If you are talking about case 2 (fixed UBI, fixed tax rate, making up the difference - when there is one - by printing money or borrowing), then when one individual stops working the UBI payment does not decrease. If productivity falls when that worker stops working (presumably the case for most workers), then we would expect to eventually see some inflation. It may work out to 1%, with the proper assumptions; I'm not certain.

Still I don't see why it follows that "a rational actor would stop working" - some may, but only if they decide the small decrease in UBI and large decrease in earned income is worth it.

At sufficiently high UBI level relative to earned income, that's pretty likely to be the case. At sufficiently low UBI level ($1?) that's pretty unlikely to be the case.

> Similarly, if 95 out of 100 stop working, then the other 5 have little incentive to work, because their income is basically funding everyone else.

The same chunk of their income as ever is going directly to fund everyone else. A bigger portion of their income is being diluted by the money printed to make up the rest of the UBI. But as the currency devalues, presuming they are doing things people want, they are able to demand more money for their production. The UBI is diluted toward meaningless. At some point, other workers decide to get back in the game, because the (nominally constant but really much lower) UBI will not fund the lifestyle they want, slowing the inflating.

This is a negative feedback loop.

It's none of the cases dragonwriter described, but what seems to be closest to what you're analyzing:

If you have a fixed UBI, paid for with a variable tax that splits the total burden of the UBI across all workers in proportion to their productivity, then you would see dynamics like you describe. This is, indeed, the opposite of a negative feedback loop. Don't do this, either.

If UBI is set high enough that more people drop out of the labor force than we can manage, the (real) UBI must fall by some mechanism.

It depends on how generous BI is. And if we tied it to the revenues it is funded by this percentage would balance out.

Additionally, remember this amount is enough to live on with 6 roommates and eating beans and rice. It's by no means extravagant. Most people like having stuff. Especially more and better stuff than their neighbors.

A lot of taxpayers are already of negative value to the system. They cost money.

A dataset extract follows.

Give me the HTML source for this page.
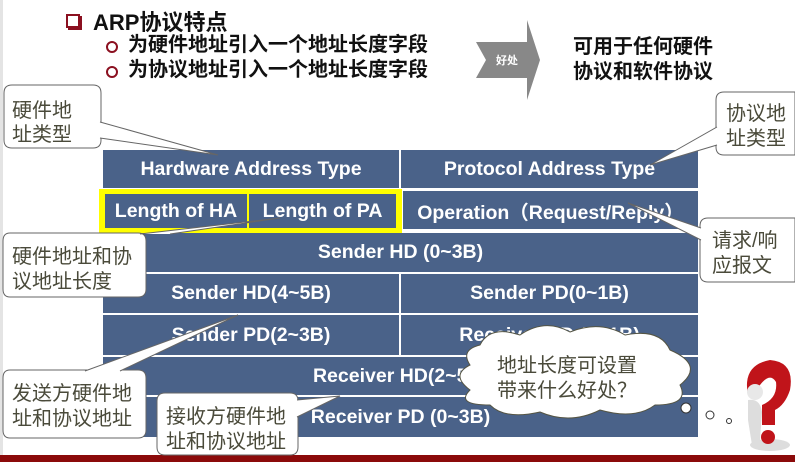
<!DOCTYPE html>
<html><head><meta charset="utf-8"><style>
*{margin:0;padding:0;box-sizing:border-box}
body{width:795px;height:462px;position:relative;background:#fff;overflow:hidden;font-family:"Liberation Sans","Noto Sans CJK SC",sans-serif}
.a{position:absolute}
.c{position:absolute;background:#4a6289;color:#fff;font-weight:bold;font-size:19.5px;display:flex;align-items:center;justify-content:center;white-space:nowrap}
.t{font-family:"Liberation Sans","Noto Sans CJK SC",sans-serif;font-size:20px;fill:#4a4a3a}
</style></head><body>
<div class="a" style="left:0;top:0;width:3px;height:462px;background:#e4e4e4"></div>
<div class="a" style="left:0;top:455px;width:795px;height:7px;background:#8b0a0a"></div>
<div class="a" style="left:66px;top:14px;width:14px;height:14px;border:2px solid #8b1020;box-shadow:2px 2px 0 #8b1020"></div>
<div class="a" style="left:93px;top:5px;font-size:22px;font-weight:bold;color:#111">ARP协议特点</div>
<div class="a" style="left:106px;top:41px;width:12px;height:12px;border:2px solid #8b1020;border-radius:50%"></div>
<div class="a" style="left:106px;top:66px;width:12px;height:12px;border:2px solid #8b1020;border-radius:50%"></div>
<div class="a" style="left:128px;top:33px;font-size:20px;font-weight:bold;color:#111;line-height:25px">为硬件地址引入一个地址长度字段<br>为协议地址引入一个地址长度字段</div>
<svg class="a" style="left:470px;top:18px" width="75" height="85"><polygon points="6,24 57,24 57,2 70,42 57,82 57,60 6,60 16,42" fill="#888"/><text x="26" y="46" font-size="11" fill="#fff" font-weight="bold" font-family="Noto Sans CJK SC">好处</text></svg>
<div class="a" style="left:573px;top:35px;font-size:20px;font-weight:bold;color:#111;line-height:25px">可用于任何硬件<br>协议和软件协议</div>

<div class="c" style="left:103px;top:150px;width:296px;height:38px">Hardware Address Type</div>
<div class="c" style="left:401px;top:150px;width:297px;height:38px">Protocol Address Type</div>
<div class="a" style="left:99px;top:189px;width:303px;height:44px;background:#ffff00"></div>
<div class="c" style="left:105px;top:194px;width:142px;height:34px">Length of HA</div>
<div class="c" style="left:249px;top:194px;width:147px;height:34px">Length of PA</div>
<div class="c" style="left:403px;top:191px;width:295px;height:38px">Operation（Request/Reply）</div>
<div class="c" style="left:103px;top:233px;width:595px;height:39px">Sender HD (0~3B)</div>
<div class="c" style="left:103px;top:274px;width:296px;height:39px">Sender HD(4~5B)</div>
<div class="c" style="left:401px;top:274px;width:297px;height:39px">Sender PD(0~1B)</div>
<div class="c" style="left:103px;top:315px;width:296px;height:40px">Sender PD(2~3B)</div>
<div class="c" style="left:401px;top:315px;width:297px;height:40px">Receiver HD (0~1B)</div>
<div class="c" style="left:103px;top:357px;width:595px;height:38px">Receiver HD(2~5B)</div>
<div class="c" style="left:103px;top:397px;width:595px;height:40px">Receiver PD (0~3B)</div>

<svg class="a" style="left:0;top:0" width="795" height="462">
<g fill="#fff" stroke="#666" stroke-width="1">
<path d="M12,85 H93 Q101,85 101,93 V140 Q101,148 93,148 H12 Q4,148 4,140 V93 Q4,85 12,85 Z"/>
<path d="M100,122 L218,155 L100,138"/>
<path d="M724,92 H795 V155 H724 Q716,155 716,147 V100 Q716,92 724,92 Z"/>
<path d="M717,127 L650,165 L717,145"/>
<path d="M708,218 H795 V282 H708 Q700,282 700,274 V226 Q700,218 708,218 Z"/>
<path d="M701,240 L628,203 L701,228"/>
<path d="M10,233 H138 Q146,233 146,241 V289 Q146,297 138,297 H10 Q3,297 3,289 V241 Q3,233 10,233 Z"/>
<path d="M140,234 L280,218 L170,234"/>
<path d="M10,370 H138 Q146,370 146,378 V430 Q146,438 138,438 H10 Q3,438 3,430 V378 Q3,370 10,370 Z"/>
<path d="M85,371 L238,315 L120,371"/>
<path d="M165,393 H290 Q298,393 298,401 V447 Q298,455 290,455 H165 Q157,455 157,447 V401 Q157,393 165,393 Z"/>
<path d="M297,400 L340,396 L297,417"/>
<path d="M480,345 Q490,325 520,335 Q545,318 570,332 Q600,320 625,335 Q660,328 670,350 Q705,365 680,385 Q690,405 655,405 Q635,420 600,410 Q570,425 540,412 Q505,420 490,405 Q455,405 470,390 Q450,375 470,365 Q460,350 480,345 Z" stroke="#554"/>
</g>
<g fill="none" stroke="#333"><circle cx="686" cy="408" r="5" fill="#fff"/><circle cx="710" cy="415" r="4"/><circle cx="729" cy="421" r="2.5"/></g>
<text class="t" x="12" y="117">硬件地</text><text class="t" x="12" y="141">址类型</text>
<text class="t" x="726" y="120">协议地</text><text class="t" x="726" y="145">址类型</text>
<text class="t" x="712" y="247">请求/响</text><text class="t" x="712" y="272">应报文</text>
<text class="t" x="12" y="263">硬件地址和协</text><text class="t" x="12" y="288">议地址长度</text>
<text class="t" x="12" y="400">发送方硬件地</text><text class="t" x="12" y="425">址和协议地址</text>
<text class="t" x="166" y="423">接收方硬件地</text><text class="t" x="166" y="448">址和协议地址</text>
<text class="t" x="497" y="372">地址长度可设置</text><text class="t" x="497" y="397">带来什么好处？</text>
<ellipse cx="770" cy="445" rx="20" ry="6" fill="#ddd"/>
<path d="M748,395 Q742,365 770,360 Q795,362 790,390 Q785,405 775,410 L775,425 L762,425 L762,405 Q778,398 776,382 Q770,372 760,385 Z" fill="#c0141a"/>
<circle cx="768" cy="437" r="7" fill="#c0141a"/>
<circle cx="755" cy="392" r="8" fill="#e8e8e8"/>
<path d="M748,400 Q760,398 762,412 L760,440 L752,445 L748,420 Z" fill="#ddd"/>
</svg>
</body></html>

For that matter, despite paying taxes and operating legally, some dubious companies are obviously a drain on the system overall.

A fragment from one of my responses down-thread, but I think it deserves to be a direct response to this:

> If UBI is set high enough that more people drop out of the labor force than we can manage, the (real) UBI must fall by some mechanism.

There are a few choices of mechanism, with various trade-offs, but we should be sure we're picking one.